Helicity-Driven Spin Currents and Magnetization Dynamics in Au-Based Structures

Ultrafast helicity-dependent all-optical switching of magnetization by a femtosecond laser pulse has attracted extensive interest, because it holds the promise for future high-rate magnetic storage. Controlling the spin angular momentum transfer from light to magnetic materials is the key to achieve the helicity-dependent switching of a single layer’s magnetization. Researchers have found that a capping layer made of heavy metal with large spin-orbital coupling strength, such as Pt, Ta, and W, could enhance the spin momentum transfer, namely optical spin-transfer torque, compared to the direct interaction between the light and magnetic materials.

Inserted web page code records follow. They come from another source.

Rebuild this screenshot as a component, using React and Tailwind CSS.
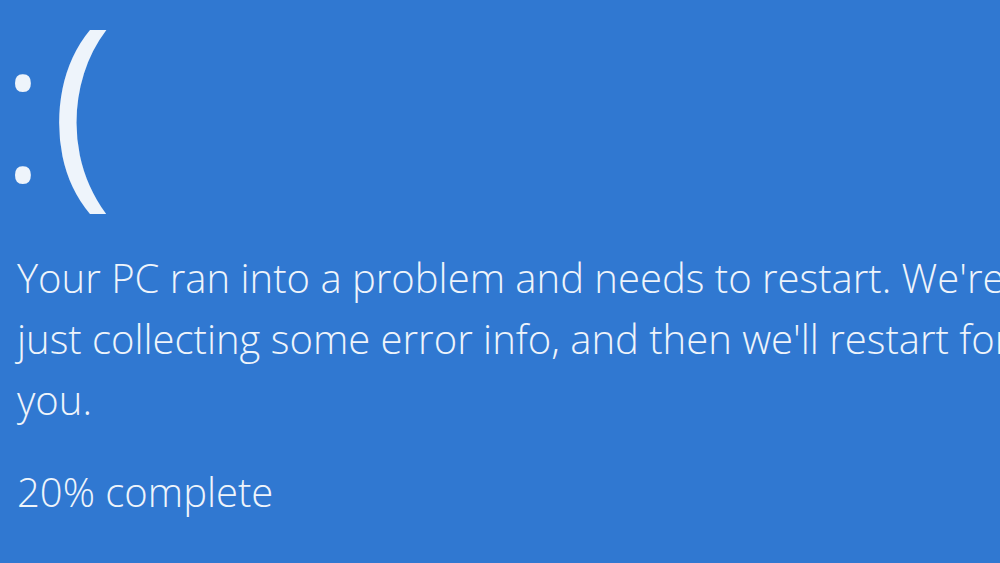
export default function App() {
  return (
    <div
      className="w-[1000px] h-[563px] overflow-hidden bg-[#3078d1] text-[#eef4fb]"
      style={{ fontFamily: '"Open Sans", "Noto Sans", sans-serif' }}
    >
      {/* sad face */}
      <div className="flex items-start h-[208px] whitespace-nowrap">
        <span className="mt-[5px] ml-[-1px] text-[200px] font-[350] leading-none">:</span>
        <span className="mt-[-5px] ml-[4px] text-[210px] font-normal leading-none">(</span>
      </div>

      <div className="pl-[17px] mt-[39px] text-[40px] font-light leading-[61px] whitespace-nowrap">
        <div>Your PC ran into a problem and needs to restart. We're</div>
        <div>just collecting some error info, and then we'll restart for</div>
        <div>you.</div>
        <div className="mt-[31px]">20% complete</div>
      </div>
    </div>
  );
}
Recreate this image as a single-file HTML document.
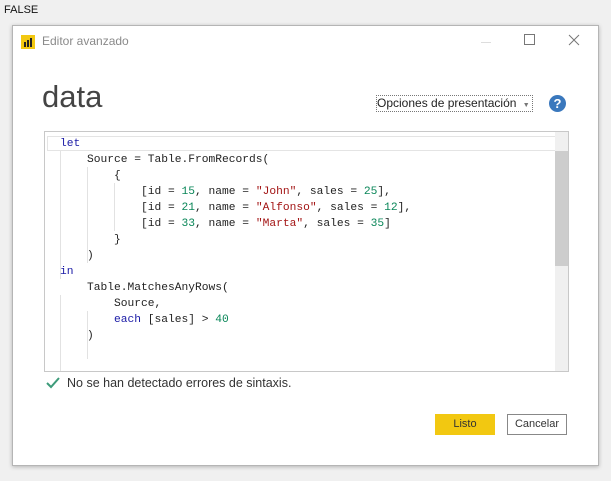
<!DOCTYPE html>
<html><head><style>
body{margin:0;width:611px;height:481px;background:#f0f0f0;font-family:"Liberation Sans",sans-serif;position:relative;overflow:hidden}
.abs{position:absolute}
#dlg{left:12px;top:25px;width:585px;height:439px;background:#fff;border:1px solid #b5b5b5;box-shadow:0 1px 4px rgba(0,0,0,.25)}
pre{margin:0;font-family:"Liberation Mono",monospace;font-size:11.25px;line-height:16px;color:#222}
.k{color:#1a1aa6}.n{color:#098658}.s{color:#a31515}
.g{position:absolute;width:0;border-left:1px solid #e2e2e2}
</style></head><body>
<div class="abs" style="left:4px;top:4px;font-size:11px;color:#111">FALSE</div>
<div id="dlg" class="abs">
 <div class="abs" style="left:8px;top:9px;width:14px;height:14px;background:#f2c811"></div>
 <svg class="abs" style="left:8px;top:9px" width="14" height="14"><rect x="3" y="7" width="2" height="5" fill="#222"/><rect x="6" y="5" width="2" height="7" fill="#222"/><rect x="9" y="3" width="2" height="9" fill="#222"/></svg>
 <div class="abs" style="left:29px;top:8px;font-size:12px;color:#8a8a8a">Editor avanzado</div>
 <div class="abs" style="left:468px;top:16px;width:10px;border-top:1px solid #ddd"></div>
 <div class="abs" style="left:511px;top:8px;width:9px;height:9px;border:1px solid #777"></div>
 <svg class="abs" style="left:555px;top:8px" width="12" height="12"><path d="M1 1L11 11M11 1L1 11" stroke="#777" stroke-width="1"/></svg>
 <div class="abs" style="left:29px;top:53px;font-size:31px;color:#444">data</div>
 <div class="abs" style="left:363px;top:69px;width:155px;height:15px;border:1px dotted #777;font-size:12px;color:#222;line-height:15px">Opciones de presentación <span style="font-size:7px;color:#777;margin-left:3px">▼</span></div>
 <div class="abs" style="left:536px;top:69px;width:17px;height:17px;border-radius:50%;background:#3a78bd;color:#fff;font-weight:bold;font-size:13px;text-align:center;line-height:17px">?</div>
 <div class="abs" style="left:31px;top:105px;width:523px;height:239px;border:1px solid #c8c8c8;overflow:hidden">
  <div class="abs" style="left:2px;top:4px;width:508px;height:13px;border:1px solid #e4e4e4"></div>
  <div class="abs" style="left:510px;top:0;width:13px;height:239px;background:#f0f0f0"></div>
  <div class="abs" style="left:510px;top:19px;width:13px;height:115px;background:#cdcdcd"></div>
  <div class="g" style="left:15px;top:19px;height:128px"></div>
  <div class="g" style="left:15px;top:163px;height:80px"></div>
  <div class="g" style="left:42px;top:35px;height:96px"></div>
  <div class="g" style="left:42px;top:179px;height:48px"></div>
  <div class="g" style="left:69px;top:51px;height:48px"></div>
  <pre class="abs" style="left:15px;top:4px"><span class="k">let</span>
    Source = Table.FromRecords(
        {
            [id = <span class="n">15</span>, name = <span class="s">"John"</span>, sales = <span class="n">25</span>],
            [id = <span class="n">21</span>, name = <span class="s">"Alfonso"</span>, sales = <span class="n">12</span>],
            [id = <span class="n">33</span>, name = <span class="s">"Marta"</span>, sales = <span class="n">35</span>]
        }
    )
<span class="k">in</span>
    Table.MatchesAnyRows(
        Source,
        <span class="k">each</span> [sales] &gt; <span class="n">40</span>
    )</pre>
 </div>
 <svg class="abs" style="left:33px;top:351px" width="14" height="12"><path d="M1 6L5 10L13 1" stroke="#3d9b7a" stroke-width="2" fill="none"/></svg>
 <div class="abs" style="left:54px;top:350px;font-size:12.5px;color:#333">No se han detectado errores de sintaxis.</div>
 <div class="abs" style="left:422px;top:388px;width:60px;height:21px;background:#f2c811;font-size:11px;color:#333;text-align:center;line-height:21px">Listo</div>
 <div class="abs" style="left:494px;top:388px;width:58px;height:19px;border:1px solid #888;font-size:11px;color:#333;text-align:center;line-height:19px">Cancelar</div>
</div>
</body></html>
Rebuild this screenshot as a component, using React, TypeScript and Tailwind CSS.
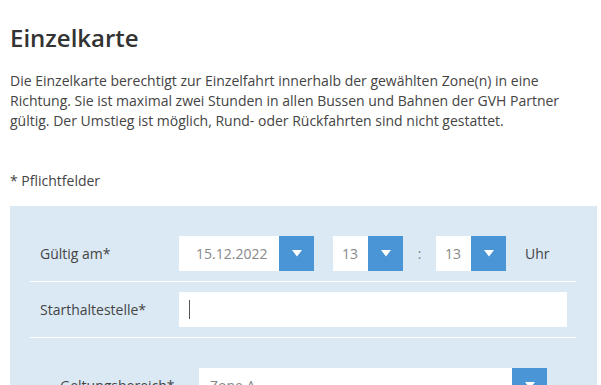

In this work, we will discuss the potential of Au as a better choice for the capping material, because it supports plasmonic resonances which enable both enhanced spin-momentum transfer and nanoscale plasmonic integration. We have studied the magnetization dynamics of Au/Co structures with a time-resolved magnetic-optical Kerr effect spectroscopy. The existence of large spin-transfer torque is observed in the system. The overall efficiency is as high as that in Pt/Co. The mechanism is revealed by the detailed thickness- and wavelength-dependent measurements of magnetization dynamics. Our findings will stimulate future research using Au plasmonic structures to achieve more efficient and denser magnetic storage.